Ora, quarantaquattro anni dopo quell’incontro, anche il vero Rocky avrà il suo monumento: verrà posto all’ingresso del parco di Bayonne, nel New Jersey, dove è nato e vive tuttora Wepner, 84 anni.
Merito di un amico, Bruce Dillin, titolare di un’officina, che ha raccolto i soldi per pagare uno scultore. All’inizio Dillin aveva pensato di chiederlo direttamente all’artista che aveva fatto il famoso monumento dedicato a Rocky, ma la richiesta, 500 mila dollari, aveva fatto tramontare subito l’ipotesi.
Così l’amico di Wepner si è rivolto a un artista che ha la bottega accanto all’officina, Wu Zhen. La statua verrà messa accanto alla scalinata, quella su cui il vero Rocky si allenava e che ha ispirato la scena di Stallone.
L’annuncio ha riportato alla luce la vita di quest’uomo sconosciuto a molti: cresciuto per strada, facendo a pugni con i ragazzi più grandi di lui e diventato pugile professionista nel 1964, Wepner aveva conquistato il pubblico per il coraggio con cui andava ogni volta sul ring.
Aveva affrontato George Foreman, combattuto con un orso e sfidato il gigante del wrestler, Andrè The Giant.

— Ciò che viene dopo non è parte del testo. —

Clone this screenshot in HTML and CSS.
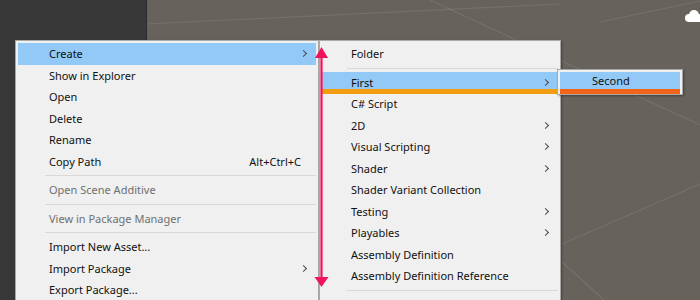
FILE: index.html
```html
<!DOCTYPE html>
<html lang="en">
<head>
    <meta charset="UTF-8">
    <title>Project Context Menu</title>
    <link rel="stylesheet" href="styles.css">
</head>
<body>
    <div class="editor">
        <div class="project-pane"></div>
        <div class="scene-view">
            <svg class="scene-grid" width="553" height="300" viewBox="147 0 553 300">
                <line x1="147" y1="24" x2="560" y2="4" />
                <line x1="600" y1="22" x2="700" y2="1" />
                <line x1="430" y1="0" x2="700" y2="125" />
                <line x1="562" y1="244" x2="700" y2="184" />
                <line x1="562" y1="262" x2="604" y2="300" />
            </svg>
            <svg class="scene-cloud" width="16" height="14" viewBox="0 0 16 14">
                <circle cx="5" cy="9" r="4" />
                <circle cx="10" cy="6" r="5" />
                <circle cx="14" cy="9" r="4" />
                <rect x="5" y="8" width="11" height="5" />
            </svg>
        </div>
    </div>

    <!-- main context menu -->
    <div class="menu menu-main">
        <div class="item active"><span class="label">Create</span><span class="chevron"></span></div>
        <div class="item"><span class="label">Show in Explorer</span></div>
        <div class="item"><span class="label">Open</span></div>
        <div class="item"><span class="label">Delete</span></div>
        <div class="item"><span class="label">Rename</span></div>
        <div class="item"><span class="label">Copy Path</span><span class="shortcut">Alt+Ctrl+C</span></div>
        <div class="sep"></div>
        <div class="item disabled"><span class="label">Open Scene Additive</span></div>
        <div class="sep"></div>
        <div class="item disabled"><span class="label">View in Package Manager</span></div>
        <div class="sep"></div>
        <div class="item"><span class="label">Import New Asset...</span></div>
        <div class="item"><span class="label">Import Package</span><span class="chevron"></span></div>
        <div class="item"><span class="label">Export Package...</span></div>
    </div>

    <!-- Create submenu -->
    <div class="menu menu-create">
        <div class="item"><span class="label">Folder</span></div>
        <div class="sep"></div>
        <div class="item active drop-bar"><span class="label">First</span><span class="chevron"></span></div>
        <div class="item"><span class="label">C# Script</span></div>
        <div class="item"><span class="label">2D</span><span class="chevron"></span></div>
        <div class="item"><span class="label">Visual Scripting</span><span class="chevron"></span></div>
        <div class="item"><span class="label">Shader</span><span class="chevron"></span></div>
        <div class="item"><span class="label">Shader Variant Collection</span></div>
        <div class="item"><span class="label">Testing</span><span class="chevron"></span></div>
        <div class="item"><span class="label">Playables</span><span class="chevron"></span></div>
        <div class="item"><span class="label">Assembly Definition</span></div>
        <div class="item"><span class="label">Assembly Definition Reference</span></div>
        <div class="sep"></div>
        <div class="item"><span class="label">TextMeshPro</span><span class="chevron"></span></div>
    </div>

    <!-- First submenu -->
    <div class="menu menu-first">
        <div class="item active"><span class="label">Second</span></div>
    </div>

    <!-- reorder arrow -->
    <svg class="drag-arrow" width="16" height="242" viewBox="0 0 16 242">
        <line x1="7.5" y1="8" x2="7.5" y2="232" />
        <polygon points="7.5,0 14,11 1,11" />
        <polygon points="0.5,230 14.5,230 7.5,240" />
    </svg>
</body>
</html>
```

FILE: styles.css
```css
* { margin: 0; padding: 0; box-sizing: border-box; }

body {
    width: 700px;
    height: 300px;
    overflow: hidden;
    position: relative;
    font-family: 'Noto Sans', 'Segoe UI', sans-serif;
    font-size: 11px;
    color: #101010;
}

.editor {
    display: flex;
    height: 300px;
}

.project-pane {
    width: 147px;
    background: #383838;
    border-right: 1px solid #2a2a2a;
}

.scene-view {
    flex: 1;
    position: relative;
    background: #67625c;
}

.scene-grid line {
    stroke: rgba(255, 255, 255, 0.09);
    stroke-width: 1.2;
}

.scene-cloud {
    position: absolute;
    top: 9px;
    right: 0;
    fill: #ffffff;
}

/* menus */
.menu {
    position: absolute;
    background: #f0f0f0;
    border: 1px solid #a9a9a9;
    padding: 2px;
    box-shadow: 1px 1px 2px rgba(0, 0, 0, 0.35);
}

.menu-main {
    left: 15px;
    top: 40px;
    width: 304px;
    height: 280px;
}

.menu-create {
    left: 319px;
    top: 40px;
    width: 242px;
    height: 280px;
}

.menu-first {
    left: 557px;
    top: 69px;
    width: 126px;
    padding-bottom: 0;
}

.item {
    display: flex;
    align-items: center;
    height: 21.5px;
    padding-left: 31px;
    padding-right: 8px;
    white-space: nowrap;
    position: relative;
}

.menu-create .item {
    padding-left: 29px;
}

.menu-first .item {
    height: 22px;
    padding-left: 32px;
    align-items: flex-start;
    padding-top: 1px;
}

.item.active {
    background: #92c9f7;
}

.item.disabled {
    color: #6f6f6f;
}

.label {
    flex: 1;
}

.shortcut {
    padding-right: 7px;
}

.chevron {
    width: 5px;
    height: 5px;
    border-top: 1px solid #4a4a4a;
    border-right: 1px solid #4a4a4a;
    transform: rotate(45deg);
    margin-right: 2px;
}

.sep {
    height: 1px;
    margin: 3px 0 3px 27px;
    background: #d8d8d8;
}

.menu-create .sep {
    margin-left: 25px;
}

/* drop position indicators */
.drop-bar::after {
    content: '';
    position: absolute;
    left: 0;
    right: 0;
    top: 17.5px;
    height: 5px;
    background: #f39c12;
}

.menu-first .item::after {
    content: '';
    position: absolute;
    left: 0;
    right: 0;
    bottom: 0;
    height: 5px;
    background: #f2641a;
}

.drag-arrow {
    position: absolute;
    left: 314px;
    top: 47px;
}

.drag-arrow line {
    stroke: #f0145c;
    stroke-width: 2.2;
}

.drag-arrow polygon {
    fill: #f0145c;
}
```
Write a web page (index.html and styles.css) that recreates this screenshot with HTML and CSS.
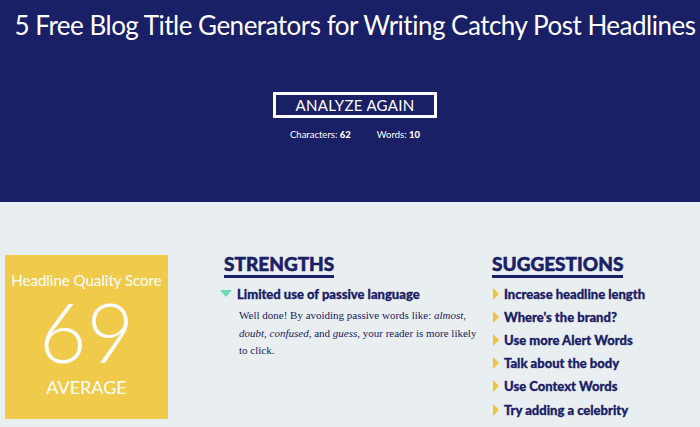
FILE: index.html
```html
<!DOCTYPE html>
<html lang="en">

<head>
    <meta charset="UTF-8">
    <meta name="viewport" content="width=device-width, initial-scale=1.0">
    <title>Headline Analyzer</title>
    <link rel="stylesheet" href="styles.css">
</head>

<body>
    <!-- header -->
    <div class="hero">
        <h1 class="headline">5 Free Blog Title Generators for Writing Catchy Post Headlines</h1>
        <button class="again-button">ANALYZE AGAIN</button>
        <div class="counts">
            <span>Characters: <b>62</b></span>
            <span>Words: <b>10</b></span>
        </div>
    </div>

    <!-- results -->
    <div class="results">
        <div class="score-box">
            <div class="score-label">Headline Quality Score</div>
            <div class="score-number">69</div>
            <div class="score-grade">AVERAGE</div>
        </div>

        <div class="column strengths">
            <h2>STRENGTHS</h2>
            <div class="strength-item">
                <span class="tri-down"></span>
                <div>
                    <div class="item-title">Limited use of passive language</div>
                    <p class="item-text">Well done! By avoiding passive words like: <i>almost</i>, <i>doubt</i>, <i>confused</i>, and <i>guess</i>, your reader is more likely to click.</p>
                </div>
            </div>
        </div>

        <div class="column suggestions">
            <h2>SUGGESTIONS</h2>
            <ul class="suggest-list">
                <li><span class="tri-right"></span>Increase headline length</li>
                <li><span class="tri-right"></span>Where's the brand?</li>
                <li><span class="tri-right"></span>Use more Alert Words</li>
                <li><span class="tri-right"></span>Talk about the body</li>
                <li><span class="tri-right"></span>Use Context Words</li>
                <li><span class="tri-right"></span>Try adding a celebrity</li>
            </ul>
        </div>
    </div>
</body>

</html>
```

FILE: styles.css
```css
body {
    margin: 0;
    padding: 0;
    font-family: Lato, "Open Sans", sans-serif;
    background: #e9eff0;
    overflow: hidden;
}

.hero {
    background: #1a2066;
    color: #fff;
    height: 202px;
    display: flex;
    flex-direction: column;
    align-items: center;
    box-sizing: border-box;
    padding: 7px 0 0 10px;
}

.headline {
    margin: 0;
    font-weight: 400;
    font-size: 26px;
    letter-spacing: -0.5px;
    line-height: 36px;
    white-space: nowrap;
}

.again-button {
    margin-top: 49px;
    width: 164px;
    height: 26px;
    background: transparent;
    border: 3px solid #fff;
    color: #fff;
    font-family: Lato, sans-serif;
    font-size: 15px;
    letter-spacing: 0.3px;
    padding: 0;
}

.counts {
    margin-top: 11px;
    font-size: 9.5px;
    display: flex;
    gap: 26px;
}

.counts b {
    font-weight: 900;
}

.results {
    display: flex;
    padding: 52px 0 0 5px;
    color: #1a2066;
}

.score-box {
    width: 163px;
    height: 164px;
    margin-top: 1px;
    background: #f0ca4a;
    color: #fff;
    text-align: center;
    box-sizing: border-box;
    padding-top: 16px;
}

.score-label {
    font-size: 15px;
}

.score-number {
    font-size: 82px;
    line-height: 84px;
    font-weight: 300;
}

.score-grade {
    font-size: 18px;
    margin-top: 3px;
}

.column h2 {
    margin: 0;
    display: inline-block;
    font-size: 19px;
    font-weight: 900;
    line-height: 20px;
    padding-bottom: 1px;
    border-bottom: 3px solid #1a2066;
    -webkit-text-stroke: 0.5px #1a2066;
}

.strengths {
    margin-left: 56px;
    width: 262px;
}

.suggestions {
    margin-left: 6px;
}

.strength-item {
    display: flex;
    margin-top: 8px;
    margin-left: -4px;
}

.tri-down {
    flex: none;
    width: 0;
    height: 0;
    margin: 4px 5px 0 0;
    border-left: 6px solid transparent;
    border-right: 6px solid transparent;
    border-top: 7px solid #6dd9b9;
}

.item-title {
    font-size: 13px;
    font-weight: 900;
    line-height: 16px;
    -webkit-text-stroke: 0.3px #1a2066;
}

.item-text {
    margin: 5px 0 0 2px;
    font-family: "Liberation Serif", serif;
    font-size: 11px;
    line-height: 17.5px;
}

.suggest-list {
    list-style: none;
    margin: 4px 0 0;
    padding: 0;
}

.suggest-list li {
    display: flex;
    align-items: center;
    font-size: 13px;
    font-weight: 900;
    height: 23.2px;
    -webkit-text-stroke: 0.3px #1a2066;
}

.tri-right {
    width: 0;
    height: 0;
    margin: 0 5px 0 1px;
    border-top: 6px solid transparent;
    border-bottom: 6px solid transparent;
    border-left: 6px solid #f0c43a;
}
```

Tra gli incontri che ispirarono Rocky, oltre all’incontro con Alì del ’75 ci fu quello con Sonny Liston, che aveva distrutto Wepner, provocandogli ferite sul volto che avevano richiesto settantuno punti di sutura.
La maschera di sangue con cui il pugile di Bayonne aveva combattuto gli valse il soprannome di Bayonne Bleeder: quel volto insanguinato ispirò un’altra delle scene che avrebbero reso immortale il Rocky cinematografico.